Task: Skip the pictures and extract all of the lines exactly as written.

--- START OF Material ---

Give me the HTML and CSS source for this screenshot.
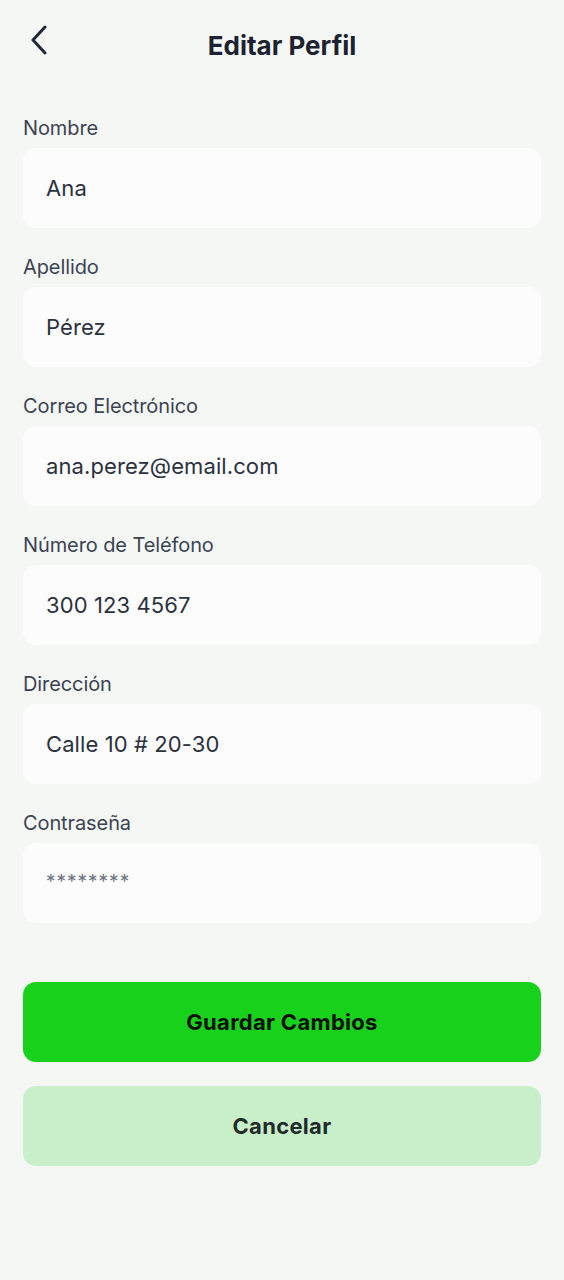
FILE: index.html
```html
<!DOCTYPE html>
<html lang="es">
<head>
<meta charset="utf-8">
<title>Editar Perfil</title>
<link rel="stylesheet" href="styles.css">
</head>
<body>
<div class="screen">
  <header class="header">
    <button class="back" aria-label="Volver">
      <svg width="20" height="30" viewBox="0 0 20 30"><path d="M17 2 L5 15 L17 28" fill="none" stroke="#1f2937" stroke-width="3" stroke-linecap="round" stroke-linejoin="round"/></svg>
    </button>
    <h1 class="title">Editar Perfil</h1>
    <span class="spacer"></span>
  </header>

  <form class="form">
    <div class="field">
      <label class="label">Nombre</label>
      <div class="input">Ana</div>
    </div>
    <div class="field">
      <label class="label">Apellido</label>
      <div class="input">Pérez</div>
    </div>
    <div class="field">
      <label class="label">Correo Electrónico</label>
      <div class="input">ana.perez@email.com</div>
    </div>
    <div class="field">
      <label class="label">Número de Teléfono</label>
      <div class="input">300 123 4567</div>
    </div>
    <div class="field">
      <label class="label">Dirección</label>
      <div class="input">Calle 10 # 20-30</div>
    </div>
    <div class="field">
      <label class="label">Contraseña</label>
      <div class="input placeholder">********</div>
    </div>

    <div class="actions">
      <button type="button" class="btn btn-primary">Guardar Cambios</button>
      <button type="button" class="btn btn-secondary">Cancelar</button>
    </div>
  </form>
</div>
</body>
</html>
```

FILE: styles.css
```css
* { box-sizing: border-box; }
html, body {
  margin: 0;
  padding: 0;
  background: #f5f7f5;
  font-family: Inter, "Noto Sans", "Liberation Sans", sans-serif;
}
.screen {
  width: 564px;
  min-height: 1280px;
  padding: 0 23px;
}
.header {
  display: flex;
  align-items: center;
  height: 90px;
}
.back,
.spacer {
  width: 40px;
  flex: none;
}
.back {
  height: 32px;
  padding: 0 0 0 5px;
  margin-top: -10px;
  border: none;
  background: none;
  display: flex;
  align-items: center;
  justify-content: flex-start;
}
.title {
  flex: 1;
  margin: 0;
  text-align: center;
  font-size: 26px;
  font-weight: 700;
  color: #1c2230;
  letter-spacing: 0;
}
.form {
  display: flex;
  flex-direction: column;
  gap: 27px;
  padding-top: 26px;
}
.field {
  display: flex;
  flex-direction: column;
  gap: 8px;
}
.label {
  font-size: 20px;
  line-height: 24px;
  color: #3b4352;
  letter-spacing: -0.1px;
}
.input {
  height: 80px;
  border-radius: 13px;
  background: #fcfcfc;
  padding: 0 23px;
  display: flex;
  align-items: center;
  font-size: 22px;
  color: #2b313d;
  letter-spacing: 0.1px;
}
.input.placeholder {
  color: #6b7280;
  font-size: 19px;
  letter-spacing: 1px;
  padding-bottom: 4px;
}
.actions {
  display: flex;
  flex-direction: column;
  gap: 24px;
  margin-top: 32px;
}
.btn {
  height: 80px;
  border: none;
  border-radius: 13px;
  font-family: inherit;
  font-size: 22px;
  font-weight: 700;
  letter-spacing: 0.3px;
}
.btn-primary {
  background: #18d11a;
  color: #0b0f0b;
}
.btn-secondary {
  background: #c9efca;
  color: #1f2b2b;
}
```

--- END OF Material ---

Task solution:
Give me the HTML and CSS source for this screenshot.
FILE: index.html
```html
<!DOCTYPE html>
<html lang="es">
<head>
<meta charset="utf-8">
<title>Editar Perfil</title>
<link rel="stylesheet" href="styles.css">
</head>
<body>
<div class="screen">
  <header class="header">
    <button class="back" aria-label="Volver">
      <svg width="20" height="30" viewBox="0 0 20 30"><path d="M17 2 L5 15 L17 28" fill="none" stroke="#1f2937" stroke-width="3" stroke-linecap="round" stroke-linejoin="round"/></svg>
    </button>
    <h1 class="title">Editar Perfil</h1>
    <span class="spacer"></span>
  </header>

  <form class="form">
    <div class="field">
      <label class="label">Nombre</label>
      <div class="input">Ana</div>
    </div>
    <div class="field">
      <label class="label">Apellido</label>
      <div class="input">Pérez</div>
    </div>
    <div class="field">
      <label class="label">Correo Electrónico</label>
      <div class="input">ana.perez@email.com</div>
    </div>
    <div class="field">
      <label class="label">Número de Teléfono</label>
      <div class="input">300 123 4567</div>
    </div>
    <div class="field">
      <label class="label">Dirección</label>
      <div class="input">Calle 10 # 20-30</div>
    </div>
    <div class="field">
      <label class="label">Contraseña</label>
      <div class="input placeholder">********</div>
    </div>

    <div class="actions">
      <button type="button" class="btn btn-primary">Guardar Cambios</button>
      <button type="button" class="btn btn-secondary">Cancelar</button>
    </div>
  </form>
</div>
</body>
</html>
```

FILE: styles.css
```css
* { box-sizing: border-box; }
html, body {
  margin: 0;
  padding: 0;
  background: #f5f7f5;
  font-family: Inter, "Noto Sans", "Liberation Sans", sans-serif;
}
.screen {
  width: 564px;
  min-height: 1280px;
  padding: 0 23px;
}
.header {
  display: flex;
  align-items: center;
  height: 90px;
}
.back,
.spacer {
  width: 40px;
  flex: none;
}
.back {
  height: 32px;
  padding: 0 0 0 5px;
  margin-top: -10px;
  border: none;
  background: none;
  display: flex;
  align-items: center;
  justify-content: flex-start;
}
.title {
  flex: 1;
  margin: 0;
  text-align: center;
  font-size: 26px;
  font-weight: 700;
  color: #1c2230;
  letter-spacing: 0;
}
.form {
  display: flex;
  flex-direction: column;
  gap: 27px;
  padding-top: 26px;
}
.field {
  display: flex;
  flex-direction: column;
  gap: 8px;
}
.label {
  font-size: 20px;
  line-height: 24px;
  color: #3b4352;
  letter-spacing: -0.1px;
}
.input {
  height: 80px;
  border-radius: 13px;
  background: #fcfcfc;
  padding: 0 23px;
  display: flex;
  align-items: center;
  font-size: 22px;
  color: #2b313d;
  letter-spacing: 0.1px;
}
.input.placeholder {
  color: #6b7280;
  font-size: 19px;
  letter-spacing: 1px;
  padding-bottom: 4px;
}
.actions {
  display: flex;
  flex-direction: column;
  gap: 24px;
  margin-top: 32px;
}
.btn {
  height: 80px;
  border: none;
  border-radius: 13px;
  font-family: inherit;
  font-size: 22px;
  font-weight: 700;
  letter-spacing: 0.3px;
}
.btn-primary {
  background: #18d11a;
  color: #0b0f0b;
}
.btn-secondary {
  background: #c9efca;
  color: #1f2b2b;
}
```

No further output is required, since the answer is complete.